J'avais effectivement déjà entendu parler de contraintes un peu curieuses, avec des financements qui devaient être intégralement utilisés avant la fin de l'année civile, quelle que soit la date de démarrage réel du financement. Il doit exister des gens, quelque part dans les services financiers des agences de financement, qui ne sont pas capables de faire une soustraction et de gérer correctement un contrat qui ne commence pas le 1er janvier pour se terminer le 31 décembre…

Mon jeune collègue était effondré :

« À cause de ces idioties, je vais devoir dire au candidat que je ne pourrai le recruter que l'an prochain ! Alors que j'ai de l'argent disponible, que j'ai besoin de ce chercheur, et qu'il est prêt à venir tout de suite ! C'est sûr qu'il n'aura pas la patience d'attendre aussi longtemps, et il va partir dans un labo où les gestionnaires savent faire correctement leur boulot… »

Sa dernière phrase en disait long sur l'impression générale que Romain semblait tirer de ses premières expériences de chef d'équipe dans notre institut. Je me devais de l'aider à trouver une solution, à la fois parce qu'il en avait besoin, et parce que notre honneur collectif était en jeu.

« Tu sais, ce genre de situation n'est pas rare, où un chef d'équipe veut recruter quelqu'un, mais que ses financements sont réservés aux achats d'équipement ou de consommables. Dans ce cas-là, ce qu'on fait habituellement, c'est qu'on échange avec une autre équipe : une équipe donne du financement “salaire” à l'autre équipe, en échange de financement “équipement”, et tout le monde est content ! »

L'espoir renaissait chez mon jeune collègue :

« Ah oui, c'est possible, ça ? Ça me rendrait bien service ! »

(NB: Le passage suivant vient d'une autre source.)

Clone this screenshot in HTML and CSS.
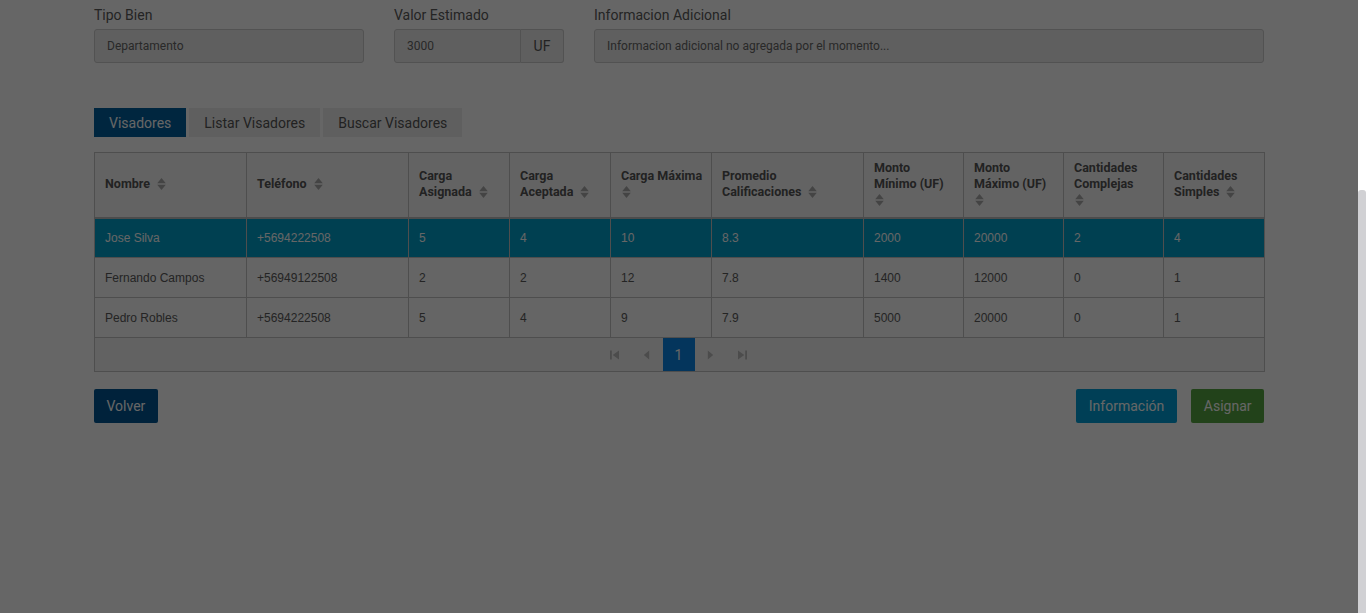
FILE: index.html
```html
<!DOCTYPE html>
<html lang="es">
<head>
<meta charset="utf-8">
<title>Visadores</title>
<link rel="stylesheet" href="styles.css">
</head>
<body>
<div class="page">
  <div class="container">
    <div class="fields">
      <div class="field f-tipo">
        <label class="label">Tipo Bien</label>
        <div class="input">Departamento</div>
      </div>
      <div class="field f-valor">
        <label class="label">Valor Estimado</label>
        <div class="input-group">
          <div class="input grow">3000</div>
          <div class="addon">UF</div>
        </div>
      </div>
      <div class="field f-info">
        <label class="label">Informacion Adicional</label>
        <div class="input">Informacion adicional no agregada por el momento...</div>
      </div>
    </div>

    <div class="tabs">
      <div class="tab active">Visadores</div>
      <div class="tab">Listar Visadores</div>
      <div class="tab">Buscar Visadores</div>
    </div>

    <table class="grid">
      <colgroup>
        <col class="w152"><col class="w162"><col class="w101"><col class="w101"><col class="w101">
        <col class="w152"><col class="w100"><col class="w100"><col class="w100"><col class="w101">
      </colgroup>
      <thead>
        <tr>
          <th>Nombre <svg class="sort" viewBox="0 0 10 14"><path d="M5 0 L10 6 H0 Z M0 8 H10 L5 14 Z"/></svg></th>
          <th>Teléfono <svg class="sort" viewBox="0 0 10 14"><path d="M5 0 L10 6 H0 Z M0 8 H10 L5 14 Z"/></svg></th>
          <th>Carga<br>Asignada <svg class="sort" viewBox="0 0 10 14"><path d="M5 0 L10 6 H0 Z M0 8 H10 L5 14 Z"/></svg></th>
          <th>Carga<br>Aceptada <svg class="sort" viewBox="0 0 10 14"><path d="M5 0 L10 6 H0 Z M0 8 H10 L5 14 Z"/></svg></th>
          <th>Carga Máxima<br><svg class="sort first" viewBox="0 0 10 14"><path d="M5 0 L10 6 H0 Z M0 8 H10 L5 14 Z"/></svg></th>
          <th>Promedio<br>Calificaciones <svg class="sort" viewBox="0 0 10 14"><path d="M5 0 L10 6 H0 Z M0 8 H10 L5 14 Z"/></svg></th>
          <th>Monto<br>Mínimo (UF)<br><svg class="sort first" viewBox="0 0 10 14"><path d="M5 0 L10 6 H0 Z M0 8 H10 L5 14 Z"/></svg></th>
          <th>Monto<br>Máximo (UF)<br><svg class="sort first" viewBox="0 0 10 14"><path d="M5 0 L10 6 H0 Z M0 8 H10 L5 14 Z"/></svg></th>
          <th>Cantidades<br>Complejas<br><svg class="sort first" viewBox="0 0 10 14"><path d="M5 0 L10 6 H0 Z M0 8 H10 L5 14 Z"/></svg></th>
          <th>Cantidades<br>Simples <svg class="sort" viewBox="0 0 10 14"><path d="M5 0 L10 6 H0 Z M0 8 H10 L5 14 Z"/></svg></th>
        </tr>
      </thead>
      <tbody>
        <tr class="selected">
          <td>Jose Silva</td><td>+5694222508</td><td>5</td><td>4</td><td>10</td><td>8.3</td><td>2000</td><td>20000</td><td>2</td><td>4</td>
        </tr>
        <tr>
          <td>Fernando Campos</td><td>+56949122508</td><td>2</td><td>2</td><td>12</td><td>7.8</td><td>1400</td><td>12000</td><td>0</td><td>1</td>
        </tr>
        <tr>
          <td>Pedro Robles</td><td>+5694222508</td><td>5</td><td>4</td><td>9</td><td>7.9</td><td>5000</td><td>20000</td><td>0</td><td>1</td>
        </tr>
      </tbody>
      <tfoot>
        <tr>
          <td colspan="10" class="pager-cell">
            <div class="pager">
              <span class="pg"><svg viewBox="0 0 10 10"><path d="M0 0 H2 V10 H0 Z M10 0 V10 L3 5 Z"/></svg></span>
              <span class="pg"><svg viewBox="0 0 10 10"><path d="M8 0 V10 L2 5 Z"/></svg></span>
              <span class="pg current">1</span>
              <span class="pg"><svg viewBox="0 0 10 10"><path d="M2 0 V10 L8 5 Z"/></svg></span>
              <span class="pg"><svg viewBox="0 0 10 10"><path d="M0 0 V10 L7 5 Z M8 0 H10 V10 H8 Z"/></svg></span>
            </div>
          </td>
        </tr>
      </tfoot>
    </table>

    <div class="actions">
      <button class="btn btn-dark">Volver</button>
      <div class="actions-right">
        <button class="btn btn-info">Información</button>
        <button class="btn btn-green">Asignar</button>
      </div>
    </div>
  </div>
</div>

<div class="backdrop"></div>
<div class="scrollbar"><div class="thumb"></div></div>
</body>
</html>
```
FILE: styles.css
```css
* { box-sizing: border-box; }

html, body {
  margin: 0;
  padding: 0;
  background: #ffffff;
  font-family: Roboto, "Liberation Sans", Arial, sans-serif;
  color: #555555;
}

.page {
  margin-right: 8px;
  padding-top: 5px;
}

.container {
  width: 1170px;
  margin: 0 auto;
}

.fields {
  display: flex;
  gap: 30px;
}

.f-tipo { width: 270px; }
.f-valor { width: 170px; }
.f-info { width: 670px; }

.label {
  display: block;
  font-size: 14px;
  line-height: 20px;
  margin-bottom: 4px;
  color: #5a5a5a;
}

.input {
  height: 34px;
  line-height: 33px;
  border: 1px solid #cccccc;
  border-radius: 3px;
  background: #eeeeee;
  padding: 0 12px;
  font-size: 12px;
  color: #666666;
  white-space: nowrap;
  overflow: hidden;
}

.input-group {
  display: flex;
}

.input-group .grow {
  flex: 1;
  border-radius: 3px 0 0 3px;
}

.addon {
  width: 43px;
  height: 34px;
  line-height: 32px;
  text-align: center;
  font-size: 14px;
  color: #555555;
  background: #eeeeee;
  border: 1px solid #cccccc;
  border-left: none;
  border-radius: 0 3px 3px 0;
}

.tabs {
  display: flex;
  gap: 3px;
  margin-top: 45px;
}

.tab {
  height: 29px;
  line-height: 30px;
  padding: 0 15px;
  font-size: 14px;
  background: #eeeeee;
  color: #555555;
}

.tab.active {
  background: #005f9e;
  color: #ffffff;
}

.grid {
  margin-top: 15px;
  width: 1170px;
  border-collapse: collapse;
  table-layout: fixed;
  border: 1px solid #c4c4c4;
}

.w152 { width: 152px; }
.w162 { width: 162px; }
.w101 { width: 101px; }
.w100 { width: 100px; }

.grid th {
  height: 65px;
  text-align: left;
  vertical-align: middle;
  white-space: nowrap;
  font-weight: 700;
  font-size: 12.5px;
  line-height: 16px;
  color: #555555;
  padding: 5px 4px 6px 10px;
  background: #f8f8f8;
  border: 1px solid #c4c4c4;
  border-bottom: 2px solid #bdbdbd;
}

.sort {
  width: 9px;
  height: 12px;
  fill: #aaaaaa;
  vertical-align: -2px;
  margin-left: 4px;
}

.sort.first {
  margin-left: 1px;
}

.grid td {
  height: 40px;
  padding: 1px 10px 0 10px;
  font-family: "Liberation Sans", Arial, sans-serif;
  font-size: 12px;
  color: #5a5a5a;
  background: #fcfcfc;
  border: 1px solid #c4c4c4;
}

.grid tr.selected td {
  background: #00a0cb;
  color: #ffffff;
}

.grid td.pager-cell {
  height: 33px;
  padding: 0;
  background: #f6f6f6;
}

.pager {
  display: flex;
  justify-content: center;
  align-items: stretch;
  height: 33px;
  padding-right: 2px;
}

.pg {
  width: 32px;
  display: flex;
  align-items: center;
  justify-content: center;
  font-family: Roboto, "Liberation Sans", Arial, sans-serif;
  font-size: 14px;
}

.pg svg {
  width: 9px;
  height: 10px;
  fill: #bdbdbd;
}

.pg.current {
  background: #0a84e6;
  color: #ffffff;
}

.actions {
  display: flex;
  justify-content: space-between;
  margin-top: 17px;
}

.actions-right {
  display: flex;
  gap: 14px;
}

.btn {
  height: 34px;
  padding: 0 12.5px;
  border: none;
  border-radius: 2px;
  font-family: Roboto, "Liberation Sans", Arial, sans-serif;
  font-size: 14px;
  color: #ffffff;
}

.btn-info { padding: 0 13px; }

.btn-dark { background: #005594; }
.btn-info { background: #009fd6; }
.btn-green { background: #56a641; }

.backdrop {
  position: fixed;
  inset: 0;
  background: rgba(0, 0, 0, 0.6);
}

.scrollbar {
  position: fixed;
  top: 0;
  right: 0;
  bottom: 0;
  width: 8px;
  background: #ffffff;
}

.thumb {
  position: absolute;
  top: 190px;
  left: 0;
  right: 0;
  bottom: 0;
  background: #d1d1d4;
  border-radius: 3px 3px 0 0;
}
```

« Ben écoute, on a demain une réunion de chefs d'équipe : il te suffira de demander qui, parmi les autres, a un financement autorisant les salaires, et vous pourrez faire l'échange ! »

C'est avec une voix hésitante que, à la fin de la réunion, notre nouveau collègue a poliment demandé si quelqu'un pouvait le dépanner de quelques mois de financement de salaire de postdoc, en échange d'un montant équivalent pour acheter équipement ou consommables.

Sophie a aussitôt ajouté qu'elle-même, dans la même situation, cherchait quelques milliers d'euros de salaire. Les gens se sont regardés, un peu gênés : personne ne semblait pouvoir les dépanner, et Pierre, après un moment d'hésitation, a déclaré qu'il était également intéressé si quelqu'un avait du salaire à proposer.

C'est finalement Solange qui a dit qu'elle devait avoir quelques milliers d'euros de reliquat, utilisables pour du salaire, après le départ d'un postdoc de son labo. Le problème, c'est qu'il n'y avait assez d'argent que pour dépanner une équipe, et elle ne pourrait pas aider à la fois Romain, Sophie et Pierre. Sans se démonter, Pierre a alors répondu :

« Mais si tu veux, je t'offre, en consommables, plus que ce que tu me donnes en salaire ! On peut dire que, pour 1000 euros que tu me donnes en salaire, je te donne 1100 euros en consommables, ce serait OK ? »

Loin de s'offusquer de ce marchandage, Solange l'a accueilli avec le sourire :

« Ah oui, très bien ! », puis, se tournant vers Romain, puis vers Sophie : « Et vous, est-ce que vous pouvez proposer mieux ? ».

Romain était interdit, il restait la bouche ouverte. Sophie a risqué :

« Moi, je peux peut-être te proposer 1150 euros pour 1000 euros de salaire… »

Pierre a tout de suite réagi :

« Je donne 1200 ! 1200 euros de consommables pour 1000 euros de salaire ! Qui dit mieux ? »

Devant le silence des autres enchérisseurs, Solange a donc adjugé l'échange à Pierre, et mis un terme à cette curieuse bourse d'échanges entre les deux monnaies distinctes que constituaient les « euros-salaire » et les « euros-consommables ».

Dans l'après-midi, j'ai voulu aller voir Romain, pour réfléchir avec lui à d'autres solutions. Je ne l'ai pas trouvé dans son bureau, et le lendemain non plus. On a su, par la suite, qu'il était retourné travailler en tant que postdoc dans son ancien labo à l'étranger, et qu'il avait préféré renoncer à la direction d'équipe dans notre institut.